Bioconductor / VariantAnnotation

Annotation of Genetic Variants
https://bioconductor.org/packages/VariantAnnotation
24 stars 20 forks source link

predictCoding with incorrect predictions #62

Closed wshropshire closed 2 years ago

wshropshire commented 2 years ago

Hello,

I'm running the code below using the attached vcf and GenBank file.

MFS_FTP_MB1860_merge.vcf.gz NZ_CP049085.2.gb.gz

`pacman::p_load( VariantAnnotation, genbankr, tidyverse, GenomicFeatures )

Set working directory

setwd("~/Documents/Active_projects/Exp_Evol_Enterobacterales/results/MB1860_variant_analysis/")

import vcf

vcf<-readVcf("results.vcf")

vcf <- readVcf("MFS_FTP_MB1860_merge.vcf")

import reference genbank file

gb<-readGenBank("NZ_CP049085.2.gb")

gff <- makeTxDbFromGFF("NZ_CP049085.2.gff3")

Need seqlevels to be equivalent between query (vcf2) and subject (txdb)

seqlevels(vcf) <- seqlevels(gb) txdb <-makeTxDbFromGenBank(gb)
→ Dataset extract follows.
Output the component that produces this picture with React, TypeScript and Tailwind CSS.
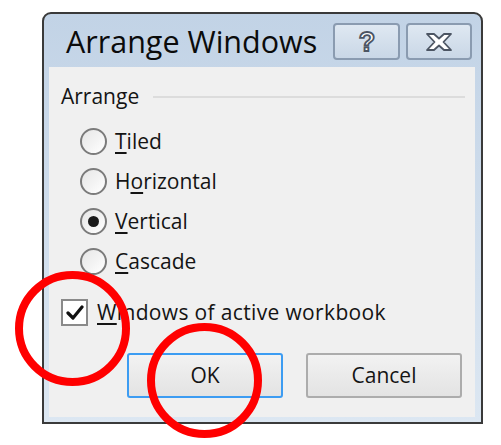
import React from "react";

const font = { fontFamily: '"Open Sans", "Noto Sans", Arial, sans-serif' };

function Radio({ label, access, rest, checked }: { label?: string; access: string; rest: string; checked?: boolean }) {
  return (
    <div className="flex items-center h-[40px]">
      <div className="w-[27px] h-[27px] rounded-full border-2 border-[#7b7b7b] bg-gradient-to-br from-[#e6e6e6] to-white flex items-center justify-center">
        {checked && <div className="w-[11px] h-[11px] rounded-full bg-[#1a1a1a]" />}
      </div>
      <span className="ml-[8px] text-[21px] text-[#141414] leading-none">
        {label}
        <u className="underline-offset-[3px]">{access}</u>
        {rest}
      </span>
    </div>
  );
}

export default function App() {
  return (
    <div className="relative w-[501px] h-[445px] bg-white overflow-hidden" style={font}>
      <div className="ml-[42px] mt-[12px] w-[441px] h-[412px] border-2 border-[#3a3a3a] rounded-t-[9px] bg-gradient-to-b from-[#c2d3e6] to-[#dce7f2] flex flex-col pl-[5px] pr-[6px] pb-[5px]">
        {/* Title bar */}
        <div className="h-[53px] flex items-start">
          <div className="pl-[17px] pt-[12px] text-[30.5px] leading-none text-[#0b0b0b]">
            Arrange Windows
          </div>
          <div className="ml-auto mt-[9px] flex gap-[6px] mr-[3px]">
            <div className="w-[67px] h-[37px] rounded-[4px] border-2 border-[#8a9bb0] bg-gradient-to-b from-[#dfe8f2] to-[#c9d7e6] flex items-center justify-center">
              <svg width="24" height="32" viewBox="0 0 24 32" className="overflow-visible">
                <text x="12" y="25" textAnchor="middle" fontSize="27" fontWeight="bold" fill="white" stroke="#4c5563" strokeWidth="1.8" fontFamily="Arial, sans-serif">?</text>
              </svg>
            </div>
            <div className="w-[66px] h-[37px] rounded-[4px] border-2 border-[#8a9bb0] bg-gradient-to-b from-[#dfe8f2] to-[#c9d7e6] flex items-center justify-center">
              <svg width="30" height="22" viewBox="0 0 30 22">
                <path d="M3 3 L10 3 L15 7.5 L20 3 L27 3 L19.5 11 L27 19 L20 19 L15 14.5 L10 19 L3 19 L10.5 11 Z" fill="white" stroke="#4c5563" strokeWidth="1.8" strokeLinejoin="round" />
              </svg>
            </div>
          </div>
        </div>

        {/* Body */}
        <div className="flex-1 bg-[#f0f0f0] flex flex-col pl-[12px] pr-[10px]">
          <div className="mt-[19px] flex items-center">
            <span className="text-[21px] leading-none text-[#141414]">Arrange</span>
            <div className="ml-[14px] flex-1 h-[2px] bg-[#dcdcdc]" />
          </div>
          <div className="mt-[14px] pl-[19px] flex flex-col">
            <Radio access="T" rest="iled" />
            <Radio label="H" access="o" rest="rizontal" />
            <Radio access="V" rest="ertical" checked />
            <Radio access="C" rest="ascade" />
          </div>
          <div className="mt-[18px] flex items-center">
            <div className="w-[27px] h-[27px] border-2 border-[#8a8a8a] bg-white flex items-center justify-center">
              <svg width="18" height="16" viewBox="0 0 18 16">
                <path d="M2 8 L7 13 L16 2" fill="none" stroke="#111" strokeWidth="3.2" strokeLinecap="round" strokeLinejoin="round" />
              </svg>
            </div>
            <span className="ml-[9px] text-[21px] leading-none text-[#141414] tracking-[0.35px]">
              <u className="underline-offset-[3px]">W</u>indows of active workbook
            </span>
          </div>
          <div className="mt-[27px] flex gap-[23px] pl-[66px]">
            <button className="w-[156px] h-[45px] rounded-[3px] border-2 border-[#3c9cf2] bg-gradient-to-b from-[#f2f2f2] to-[#e3e3e3] text-[21px] text-[#141414]">
              OK
            </button>
            <button className="w-[156px] h-[45px] rounded-[3px] border-2 border-[#acacac] bg-gradient-to-b from-[#f2f2f2] to-[#e3e3e3] text-[21px] text-[#141414]">
              Cancel
            </button>
          </div>
        </div>
      </div>

      {/* Red annotation circles */}
      <div className="absolute left-[15px] top-[271px] w-[115px] h-[115px] rounded-full border-[8px] border-[#ff0000]" />
      <div className="absolute left-[147px] top-[323px] w-[115px] h-[115px] rounded-full border-[8px] border-[#ff0000]" />
    </div>
  );
}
for locating the coding variants

codingvar <- locateVariants(vcf, gff, CodingVariants()) allvar <- locateVariants(vcf, gff, AllVariants())

predict amino acid change

coding <- predictCoding(vcf, txdb, gb)`

When going through the output, everything looks fine except that the consequence, refcodon, altcodon appears to not be correct when referencing both the reference fasta file and vcf file. I noted that TXID and CDSID don't match, which I thought may indicate that perhaps the translation database isn't indexing the same positions as the Gb file? I'm not sure, but wanted to know if there was a way to keep these fields consistent so that predictCoding works accurately.

Thanks!

Will

wshropshire commented 2 years ago

Looks like all I needed to do was index my gff file to get the correct coordinates. Thanks!